Wednesday, May 30, 2012

Take It To the Limit

Last week I was perched on a bar stool at the Lionheart. Jerry, the pub's owner, has been nice enough to keep a list of the pub's draughts above the back bar. The name of each beer is hand-written in a doodle-ly script, along with its state or country of origin and its alcohol by volume percentage. Everything a dyed-in-the-wool beer drinker needs. Sitting there, examining the list, it occurred to me that during my stops down to pub after work, do I rarely—and I mean rarely—order a pint that is stronger than 7%, and what's more, I never order the next pint at that same strength—the next one is always lower.
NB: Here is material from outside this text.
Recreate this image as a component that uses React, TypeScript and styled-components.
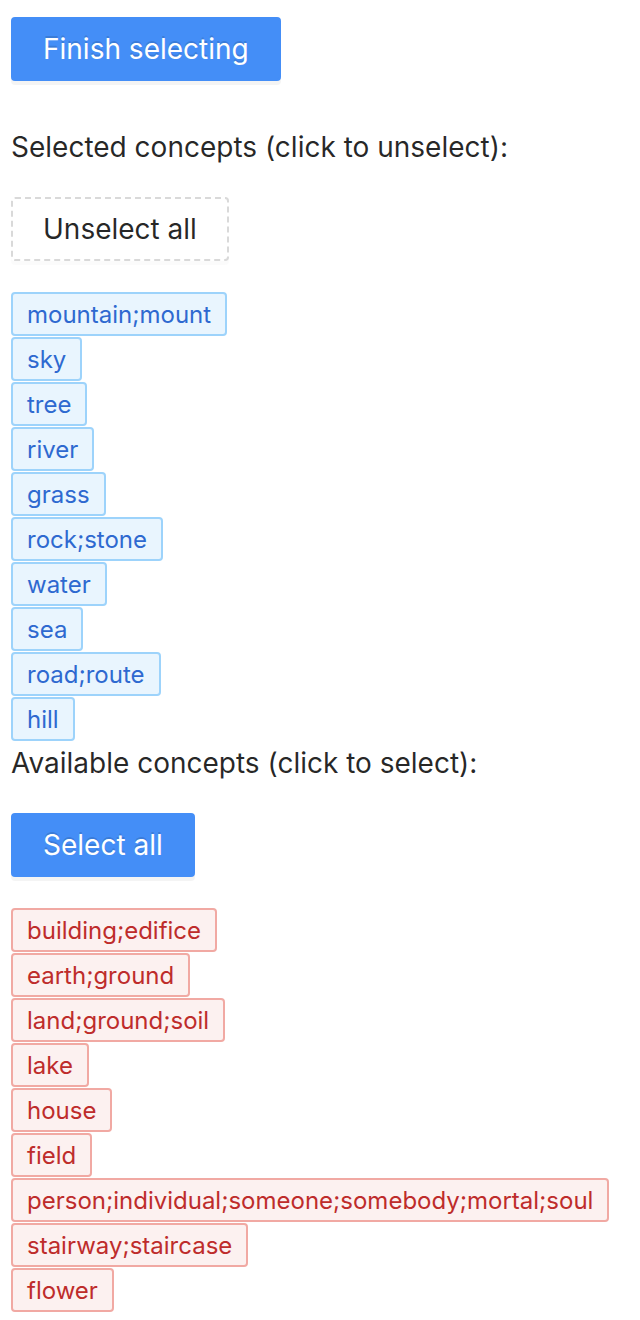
import React, { useState } from "react";
import styled, { createGlobalStyle, css } from "styled-components";

const GlobalStyle = createGlobalStyle`
  body {
    margin: 0;
    background: #fff;
    color: rgba(0, 0, 0, 0.85);
    font-family: Inter, "Liberation Sans", sans-serif;
    font-size: 28px;
    line-height: 44px;
  }
`;

const Page = styled.main`
  padding: 17px 11px 8px;
`;

const Button = styled.button<{ $variant?: "primary" | "dashed" }>`
  display: block;
  box-sizing: border-box;
  height: 64px;
  padding: 0 30px;
  border-radius: 4px;
  font: inherit;
  cursor: pointer;
  ${({ $variant = "primary" }) =>
    $variant === "primary"
      ? css`
          border: 2px solid #448ef7;
          background: #448ef7;
          color: #fff;
          text-shadow: 0 -2px 0 rgba(0, 0, 0, 0.12);
          box-shadow: 0 4px 0 rgba(0, 0, 0, 0.045);
        `
      : css`
          border: 2px dashed #d9d9d9;
          background: #fff;
          color: rgba(0, 0, 0, 0.85);
          box-shadow: 0 4px 0 rgba(0, 0, 0, 0.016);
        `}
`;

const Section = styled.section<{ $first?: boolean }>`
  margin-top: ${({ $first }) => ($first ? "44px" : "0")};
`;

const Heading = styled.p`
  margin: 0 0 28px;
`;

const TagList = styled.ul`
  display: flex;
  flex-direction: column;
  align-items: flex-start;
  gap: 1px;
  margin: 31px 0 0;
  padding: 0;
  list-style: none;
`;

const Tag = styled.button<{ $tone: "blue" | "red" }>`
  display: block;
  box-sizing: border-box;
  height: 44px;
  padding: 2px 14px 0;
  border: 2px solid ${({ $tone }) => ($tone === "blue" ? "#9dd3fb" : "#f1a9a3")};
  border-radius: 4px;
  background: ${({ $tone }) => ($tone === "blue" ? "#e9f5fe" : "#fcf1f0")};
  color: ${({ $tone }) => ($tone === "blue" ? "#2e69d0" : "#be2c2b")};
  font: inherit;
  font-size: 24px;
  line-height: 38px;
  white-space: nowrap;
  cursor: pointer;
`;

const initialSelected = [
  "mountain;mount", "sky", "tree", "river", "grass",
  "rock;stone", "water", "sea", "road;route", "hill",
];

const initialAvailable = [
  "building;edifice", "earth;ground", "land;ground;soil", "lake", "house",
  "field", "person;individual;someone;somebody;mortal;soul",
  "stairway;staircase", "flower",
];

interface TagsProps {
  items: string[];
  tone: "blue" | "red";
  onPick: (item: string) => void;
}

function Tags({ items, tone, onPick }: TagsProps) {
  return (
    <TagList>
      {items.map((item) => (
        <li key={item}>
          <Tag type="button" $tone={tone} onClick={() => onPick(item)}>{item}</Tag>
        </li>
      ))}
    </TagList>
  );
}

export default function App() {
  const [selected, setSelected] = useState(initialSelected);
  const [available, setAvailable] = useState(initialAvailable);

  const unselect = (item: string) => {
    setSelected(selected.filter((s) => s !== item));
    setAvailable([...available, item]);
  };
  const select = (item: string) => {
    setAvailable(available.filter((s) => s !== item));
    setSelected([...selected, item]);
  };
  const unselectAll = () => {
    setAvailable([...available, ...selected]);
    setSelected([]);
  };
  const selectAll = () => {
    setSelected([...selected, ...available]);
    setAvailable([]);
  };

  return (
    <>
      <GlobalStyle />
      <Page>
        <Button type="button">Finish selecting</Button>
        <Section $first>
          <Heading>Selected concepts (click to unselect):</Heading>
          <Button type="button" $variant="dashed" onClick={unselectAll}>Unselect all</Button>
          <Tags items={selected} tone="blue" onPick={unselect} />
        </Section>
        <Section>
          <Heading>Available concepts (click to select):</Heading>
          <Button type="button" onClick={selectAll}>Select all</Button>
          <Tags items={available} tone="red" onPick={select} />
        </Section>
      </Page>
    </>
  );
}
Mind you, my stops are usually capped at two pints, anyhow.

This post has nothing to do with The Eagles.
Ideally, when at the pub, I look for beers that range in the 5 to 6% range, but those beers are harder to come by. Occasionally they get in something a bit more sessionable, but most of the Lionheart's standard beers range between 6 and 7.5%.  I say standard because the pub usually offers four to six, usually pricey and strong, speciality beers, like North Coast's Old Rasputin or others of the same ilk.

This 7% cap has also seemed to seep into my beery buying habits away from the pub, as well. The bottles of beer chilling in my fridge or sleeping in my basement all seem to hover at, or below, the mid-strength level of 6 to 7%. It seems that my beery comfort zone has a magic number of 6.5%. Don't get me wrong, I love a big Barley Wine, Imperial Stout or Belgian Triple, I just don't love them that often.

I don't think it has anything to do with the flavor of those styles, either. I think what keeps me reigned in, is their fuzzy after effects. A pint after work is, usually, just what the doctor ordered. A hour or so to not just enjoy a beer but to decompress after the day's stresses. But, with a wife who works as hard, or even harder than I do, and two little kids waiting for their dinner—not to mention Little League games, mowing the lawn, running to the grocery store and the other 500 things that need to get done—I can't afford to be fuzzy and slow. I'm sounding like a non-drowzy Claritin ad, but get a pint of Sierra Nevada Bigfoot in me, and I'll be asleep before the 5:30 news comes on. Even on weekends, when fuzziness isn't an issue, I'll still go for three or four lower strength beers over one or two big ones.

So, I'm resound to the fact that I'm a middle-of-the-road-strength beer drinker. I am, however, curious as to where your limit lies. Do you drink the range in a sitting, or are you a straight sessioner? Perhaps, you're a 5% 'er out but an 8% 'er in?

What's your limit?


  1. You really hooked me with the Eagles photo but I stuck around and read the article anyway :) Not to say that the big beers (7% +) don't have their place with me- it just isn't that often. If I'm looking to enjoy something a little stronger (and the ride home is already secured) im up for a nice Islay single malt. A neat pour of the peaty goodness might be a few dollars more but I'll take my time and enjoy. Talking about stronger offerings- have you been to the Belgian themed Merry Monk yet? On the corner of the old Big House

    1. I can't say I even do that. I love the Islays but I order them less often than big beer.

      No, I haven't been to the Monk yet. I think we have a trip in out future—besides I owe you a sixer for winning the Haiku contest.